The answer is not so simple. I checked the Mesa source code, but this time it didn't help alot. I found that they supported a number of matrix stacks equal to fragment shader image units, that I know for sure that is wrong because matrices are deprecated and more that 32 texture units are supported only by non-deprecated functions. In fact, the answer to my question lies in the deprecated functions, in particular those related to program shaders.
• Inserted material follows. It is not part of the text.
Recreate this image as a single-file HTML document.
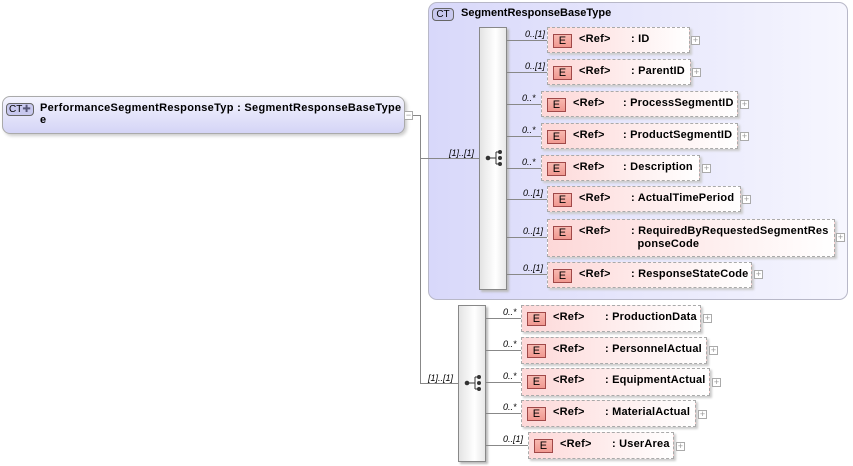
<!DOCTYPE html>
<html><head><meta charset="utf-8"><style>
*{margin:0;padding:0;box-sizing:border-box}
body{width:853px;height:466px;background:#fff;position:relative;overflow:hidden;font-family:"Liberation Sans",Arial,sans-serif;font-size:11px;color:#000}
.a{position:absolute}
.panel{left:428px;top:2px;width:420px;height:298px;border:1px solid #b8b8c8;border-radius:9px;background:linear-gradient(90deg,#d8d8fa,#f6f6fe);}
.seq{position:absolute;width:28px;border:1px solid #888;background:linear-gradient(90deg,#e4e4e4,#fff 60%,#e8e8e8);box-shadow:2px 2px 2px #bbb}
.el{position:absolute;height:26px;border:1px dashed #aaa;background:linear-gradient(90deg,#fdd8d8,#fff);box-shadow:2px 2px 2px #ccc;font-weight:bold;letter-spacing:0.2px}
.el .E{position:absolute;left:5px;top:6px;width:19px;height:14px;border:1px solid #a04848;background:linear-gradient(#f8b8b0,#f09890);font-weight:normal;text-align:center;line-height:12px;font-size:11px}
.el .r{position:absolute;left:31px;top:5px}
.el .n{position:absolute;top:5px;line-height:13px}
.pl{position:absolute;width:9px;height:9px;border:1px solid #aaa;background:#fff;font-size:9px;line-height:7px;text-align:center;color:#999}
.h{position:absolute;height:1px;background:#888}
.v{position:absolute;width:1px;background:#888}
.m{position:absolute;font-style:italic;font-size:9px}
</style></head><body>
<div class="a" style="left:2px;top:96px;width:403px;height:38px;border:1px solid #aaa;border-radius:8px;background:linear-gradient(#f4f4fe,#d4d4f6);box-shadow:2px 2px 3px #ccc"></div>
<div class="a" style="left:6px;top:103px;width:28px;height:13px;border:1px solid #666;border-radius:4px;background:#c8c8ee;font-size:10px;line-height:11px;padding-left:2px">CT<span style="color:#557">✚</span></div>
<div class="a" style="left:40px;top:102px;font-weight:bold;line-height:12px;letter-spacing:0.3px">PerformanceSegmentResponseTyp : SegmentResponseBaseType<br>e</div>
<div class="pl" style="left:404px;top:111px">−</div>
<div class="h" style="left:413px;top:115px;width:8px"></div>
<div class="v" style="left:420px;top:115px;height:268px"></div>
<div class="h" style="left:420px;top:383px;width:38px"></div>
<div class="m" style="left:428px;top:373px">[1]..[1]</div>

<div class="a panel"></div>
<div class="h" style="left:420px;top:158px;width:60px"></div>
<div class="m" style="left:449px;top:148px">[1]..[1]</div>
<div class="a" style="left:432px;top:8px;width:22px;height:13px;border:1px solid #666;border-radius:4px;background:#c8c8ee;font-size:10px;line-height:11px;text-align:center">CT</div>
<div class="a" style="left:461px;top:7px;font-weight:bold">SegmentResponseBaseType</div>

<div class="seq" style="left:479px;top:27px;height:263px"></div>
<svg class="a" style="left:484px;top:150px" width="20" height="18"><line x1="4" y1="8" x2="12" y2="8" stroke="#333"/><line x1="12" y1="2" x2="12" y2="14" stroke="#333"/><line x1="12" y1="2" x2="16" y2="2" stroke="#333"/><line x1="12" y1="14" x2="16" y2="14" stroke="#333"/><circle cx="4" cy="8" r="2.3" fill="#333"/><circle cx="16" cy="2" r="2" fill="#333"/><circle cx="16" cy="8" r="2" fill="#333"/><circle cx="16" cy="14" r="2" fill="#333"/></svg>

<div class="seq" style="left:458px;top:305px;height:157px"></div>
<svg class="a" style="left:463px;top:375px" width="20" height="18"><line x1="4" y1="8" x2="12" y2="8" stroke="#333"/><line x1="12" y1="2" x2="12" y2="14" stroke="#333"/><line x1="12" y1="2" x2="16" y2="2" stroke="#333"/><line x1="12" y1="14" x2="16" y2="14" stroke="#333"/><circle cx="4" cy="8" r="2.3" fill="#333"/><circle cx="16" cy="2" r="2" fill="#333"/><circle cx="16" cy="8" r="2" fill="#333"/><circle cx="16" cy="14" r="2" fill="#333"/></svg>

<div class="h" style="left:507px;top:40px;width:40px"></div><div class="m" style="left:525px;top:29px">0..[1]</div>
<div class="el" style="left:547px;top:27px;width:143px"><div class="E">E</div><span class="r">&lt;Ref&gt;</span><span class="n" style="left:83px">: ID</span></div><div class="pl" style="left:691px;top:36px">+</div>

<div class="h" style="left:507px;top:72px;width:40px"></div><div class="m" style="left:525px;top:61px">0..[1]</div>
<div class="el" style="left:547px;top:59px;width:144px"><div class="E">E</div><span class="r">&lt;Ref&gt;</span><span class="n" style="left:83px">: ParentID</span></div><div class="pl" style="left:692px;top:68px">+</div>

<div class="h" style="left:507px;top:104px;width:34px"></div><div class="m" style="left:522px;top:93px">0..*</div>
<div class="el" style="left:541px;top:91px;width:197px"><div class="E">E</div><span class="r">&lt;Ref&gt;</span><span class="n" style="left:81px">: ProcessSegmentID</span></div><div class="pl" style="left:740px;top:100px">+</div>

<div class="h" style="left:507px;top:136px;width:34px"></div><div class="m" style="left:522px;top:125px">0..*</div>
<div class="el" style="left:541px;top:123px;width:197px"><div class="E">E</div><span class="r">&lt;Ref&gt;</span><span class="n" style="left:81px">: ProductSegmentID</span></div><div class="pl" style="left:740px;top:132px">+</div>

<div class="h" style="left:507px;top:168px;width:34px"></div><div class="m" style="left:522px;top:157px">0..*</div>
<div class="el" style="left:541px;top:155px;width:159px"><div class="E">E</div><span class="r">&lt;Ref&gt;</span><span class="n" style="left:81px">: Description</span></div><div class="pl" style="left:702px;top:164px">+</div>

<div class="h" style="left:507px;top:199px;width:40px"></div><div class="m" style="left:523px;top:188px">0..[1]</div>
<div class="el" style="left:547px;top:186px;width:194px"><div class="E">E</div><span class="r">&lt;Ref&gt;</span><span class="n" style="left:83px">: ActualTimePeriod</span></div><div class="pl" style="left:742px;top:195px">+</div>

<div class="h" style="left:507px;top:237px;width:40px"></div><div class="m" style="left:523px;top:226px">0..[1]</div>
<div class="el" style="left:547px;top:219px;width:288px;height:38px"><div class="E">E</div><span class="r">&lt;Ref&gt;</span><span class="n" style="left:83px">: RequiredByRequestedSegmentRes<br>&nbsp;&nbsp;ponseCode</span></div><div class="pl" style="left:836px;top:233px">+</div>

<div class="h" style="left:507px;top:274px;width:40px"></div><div class="m" style="left:523px;top:263px">0..[1]</div>
<div class="el" style="left:547px;top:262px;width:205px"><div class="E">E</div><span class="r">&lt;Ref&gt;</span><span class="n" style="left:83px">: ResponseStateCode</span></div><div class="pl" style="left:754px;top:270px">+</div>

<div class="h" style="left:486px;top:318px;width:35px"></div><div class="m" style="left:503px;top:307px">0..*</div>
<div class="el" style="left:521px;top:305px;width:180px;height:27px"><div class="E">E</div><span class="r">&lt;Ref&gt;</span><span class="n" style="left:83px">: ProductionData</span></div><div class="pl" style="left:703px;top:314px">+</div>

<div class="h" style="left:486px;top:350px;width:35px"></div><div class="m" style="left:503px;top:339px">0..*</div>
<div class="el" style="left:521px;top:337px;width:186px;height:27px"><div class="E">E</div><span class="r">&lt;Ref&gt;</span><span class="n" style="left:83px">: PersonnelActual</span></div><div class="pl" style="left:709px;top:346px">+</div>

<div class="h" style="left:486px;top:382px;width:35px"></div><div class="m" style="left:503px;top:371px">0..*</div>
<div class="el" style="left:521px;top:368px;width:189px;height:28px"><div class="E">E</div><span class="r">&lt;Ref&gt;</span><span class="n" style="left:83px">: EquipmentActual</span></div><div class="pl" style="left:712px;top:378px">+</div>

<div class="h" style="left:486px;top:413px;width:35px"></div><div class="m" style="left:503px;top:402px">0..*</div>
<div class="el" style="left:521px;top:400px;width:175px;height:27px"><div class="E">E</div><span class="r">&lt;Ref&gt;</span><span class="n" style="left:83px">: MaterialActual</span></div><div class="pl" style="left:698px;top:410px">+</div>

<div class="h" style="left:486px;top:445px;width:42px"></div><div class="m" style="left:503px;top:434px">0..[1]</div>
<div class="el" style="left:528px;top:432px;width:146px;height:27px"><div class="E">E</div><span class="r">&lt;Ref&gt;</span><span class="n" style="left:83px">: UserArea</span></div><div class="pl" style="left:676px;top:442px">+</div>
</body></html>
As the texture coords are only GL_MAX_TEXTURE_COORDS (gl_MaxTextureCoords), there are only gl_MaxTextureCoords (deprecated) built-in matrices on the shader language:

uniform mat4 gl_TextureMatrix[gl_MaxTextureCoords];

So I can deduce that the same applies to matrix stacks. To be 100% sure, I did a test on my GeForce GTX 670 with glActiveTexture, passing a texture unit that is less than GL_MAX_TEXTURE_COORDS and it worked, while texture units with greater-equal values where simply ignored without errors. So my final answer is that the number of texture matrices associated to texture units is equal to GL_MAX_TEXTURE_COORDS. If you are not sure, you can try it by your self, with the following code:

GLint maxTextureCoords = 0;
glGetIntegerv(GL_MAX_TEXTURE_COORDS, &maxTextureCoords);
glMatrixMode(GL_TEXTURE);
glActiveTexture(GL_TEXTURE0 + maxTextureCoords);

glLoadIdentity();

GLfloat matrix[16];
glGetFloatv(GL_TEXTURE_MATRIX, matrix);

As the matrix stack GL_TEXTURE0 + maxTextureCoords is not available, the glLoadIdentity has no effect and glGetFloatv should return garbage memory. See that this is the true behavior that should be respected by most of the graphics driver, but it could be violated by alternative implementations (like Mesa). Anyway, we care only about the standard and not the particular cases, so we can ignore these kind of exceptions.